Internal Bleeding Due to Trauma

Medically Reviewed by Sabrina Felson, MD on February 12, 2024
4 min read

Internal bleeding is one of the most serious consequences of trauma. Usually, the bleeding results from obvious injuries that require rapid medical attention. Internal bleeding may also occur after a less severe trauma or be delayed by hours or days. Some internal bleeding due to trauma stops on its own. If the bleeding continues or is severe, surgery is required to correct it.

Internal bleeding may occur after any significant physical injury. There are two main types of trauma, and either may cause internal bleeding:

  • Blunt trauma. This kind of trauma happens when a body part collides with something else, usually at high speed. Blood vessels inside the body are torn or crushed either by shear forces or a blunt object. Examples are car accidents, physical assaults, and falls.
  • Penetrating trauma. This happens when a foreign object penetrates the body, tearing a hole in one or more blood vessels. Examples are gunshot wounds, stabbings, or falling onto a sharp object.

Almost any organ or blood vessel can be damaged by trauma and cause internal bleeding. The most serious sources of internal bleeding due to trauma are:

  • Head trauma with internal bleeding (intracranial hemorrhage)
  • Bleeding around the lungs (hemothorax)
  • Bleeding around the heart (hemopericardium and cardiac tamponade)
  • Tears in the large blood vessels near the center of the body (aorta, superior and inferior vena cava, and their major branches)
  • Damage caused by trauma to the abdomen such as liver or spleen lacerations or perforation of other organs


In the large majority of cases of internal bleeding that results from trauma, the injury is obvious and serious.
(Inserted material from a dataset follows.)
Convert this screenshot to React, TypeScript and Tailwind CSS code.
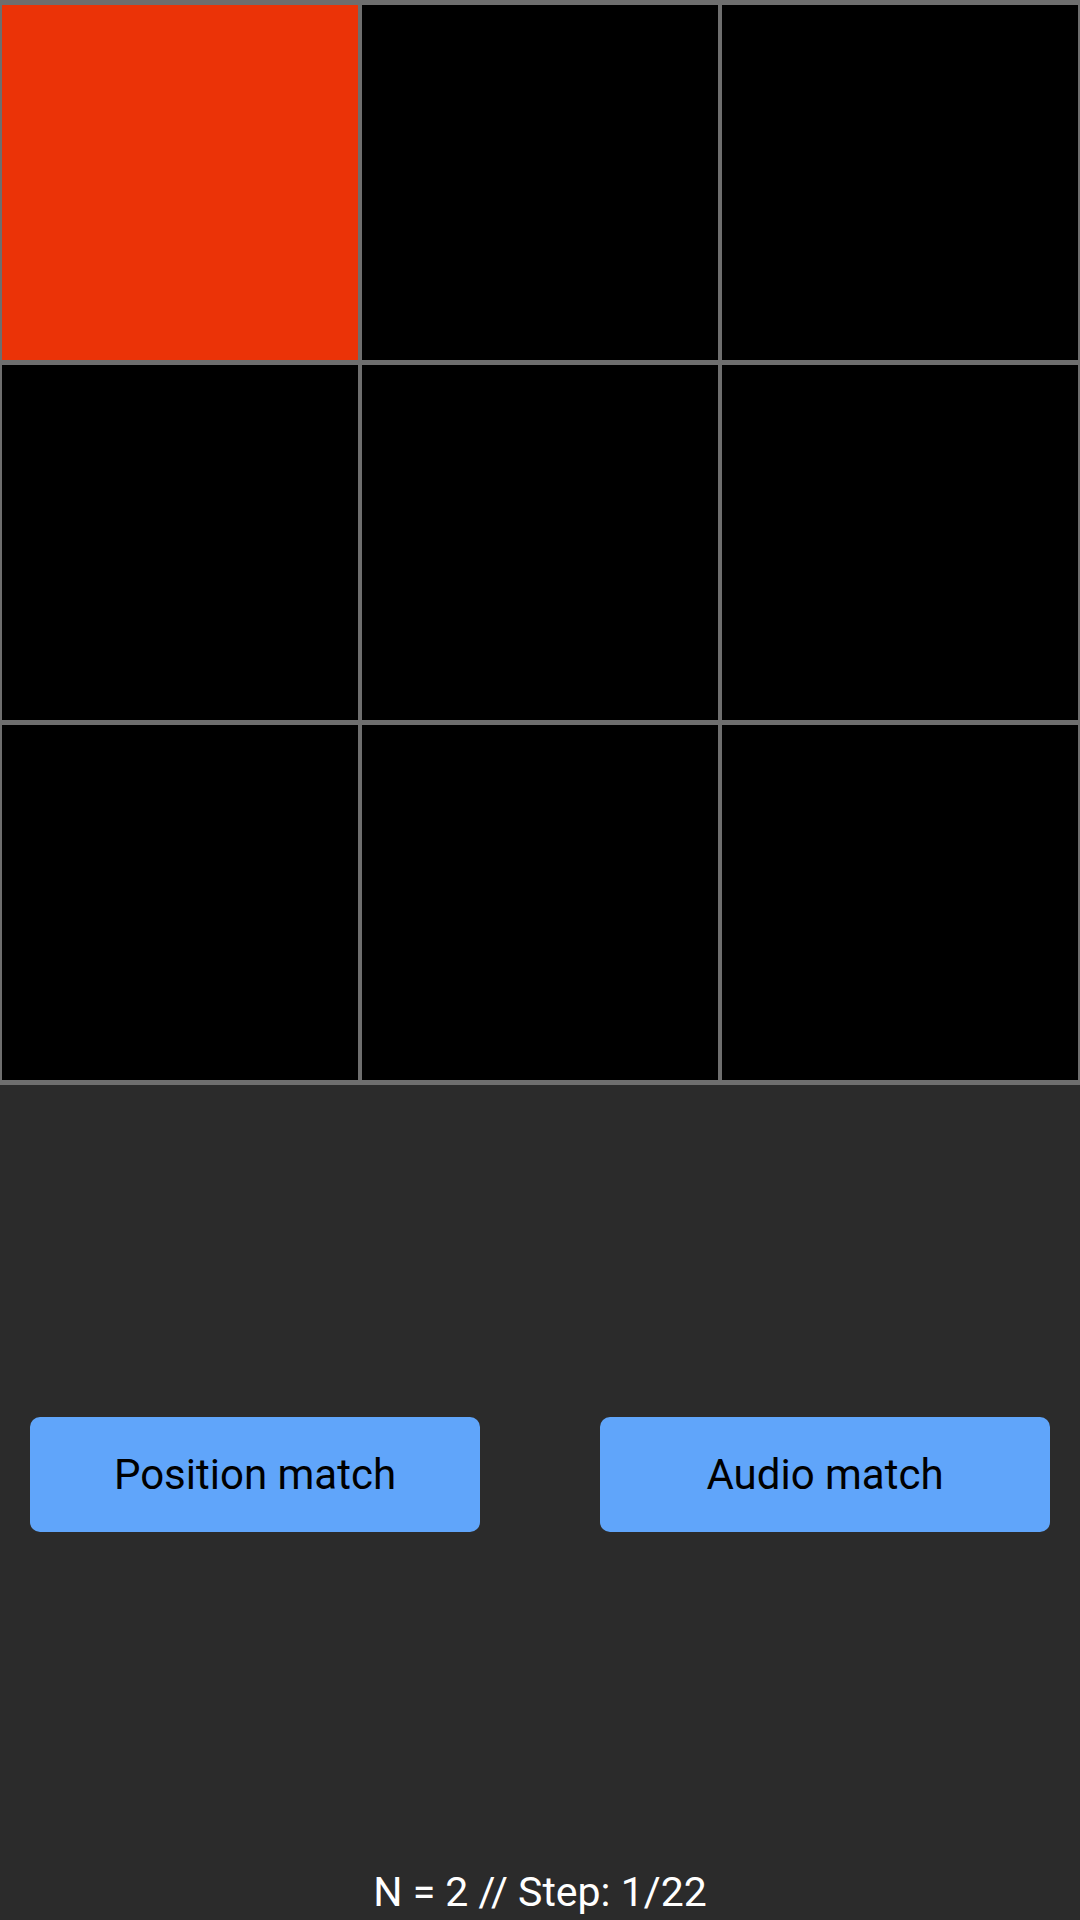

People naturally seek immediate medical help because of pain. Or witnesses call 911.

Sometimes, internal bleeding may occur after a less severe trauma. As the bleeding continues, symptoms appear and steadily get worse. Symptoms depend on the type of trauma and what body part was involved. For example:

  • Abdominal pain and/or swelling can be caused by Internal bleeding from trauma in the liver or spleen. These symptoms get worse as the bleeding continues.
  • Light-headedness, dizziness, or fainting can result from any source of internal bleeding once enough blood is lost.
  • A large area of deeply purple skin (called ecchymosis) can result from bleeding into the skin and soft tissues.
  • Swelling, tightness, and pain in the leg can result from internal bleeding in the thigh. Most often, this is caused by a fracture of the thighbone.
  • Headache, seizures, and loss of consciousness could be the result of internal bleeding in the brain.

Any of these signs of internal bleeding after a trauma should be treated as a medical emergency. The injured person needs to be evaluated in a hospital emergency room.

Internal bleeding causes low blood pressure (and potentially shock), leading to lack of blood flow and cell death. Treatment usually takes place in a hospital's emergency department.

Intravenous fluids and blood transfusions may be given to prevent or correct an unsafe drop in blood pressure.

Imaging tests (usually an ultrasound, CT scan, or both) can identify whether internal bleeding is present. Doctors consider the amount of internal bleeding along with the injured person's blood pressure and severity of injuries to decide on the best initial treatment -- surgery or observation.

When internal bleeding is slower or delayed, observation may be appropriate at first. Sometimes, internal bleeding from trauma stops on its own.

Ongoing or severe internal bleeding due to trauma requires surgery to correct the problem. When internal bleeding is severe, emergency surgery may take place within minutes after arrival at the hospital.

The type of surgery used will depend on the location of the injury and bleeding:

  • Exploratory laparotomy: A surgeon makes a large incision in the skin of the abdomen and carefully explores the abdomen. The surgeon will seal the ends of any leaking blood vessels with a heat probe or suture material.
  • Thoracotomy: For bleeding around the heart or lungs, a surgeon makes an incision along the rib cage or the breastbone. Gaining access to the chest, the surgeon can identify and stop the bleeding and protect the heart and lungs from pressure caused by excess blood.
  • Craniotomy: For bleeding due to traumatic brain injuries, a surgeon may create a hole in the skull. This can relieve pressure and reduce further injury to the brain.
  • Fasciotomy: Internal bleeding into an area such as the thigh can create high pressure and prevent blood flow to the rest of the leg. A surgeon can cut deeply into the thigh to relieve pressure and gain access to stop the bleeding.

Some people have additional risk factors for internal bleeding due to trauma. These include:

People with internal bleeding due to trauma who have these risk factors may receive additional treatments to help their blood clot properly.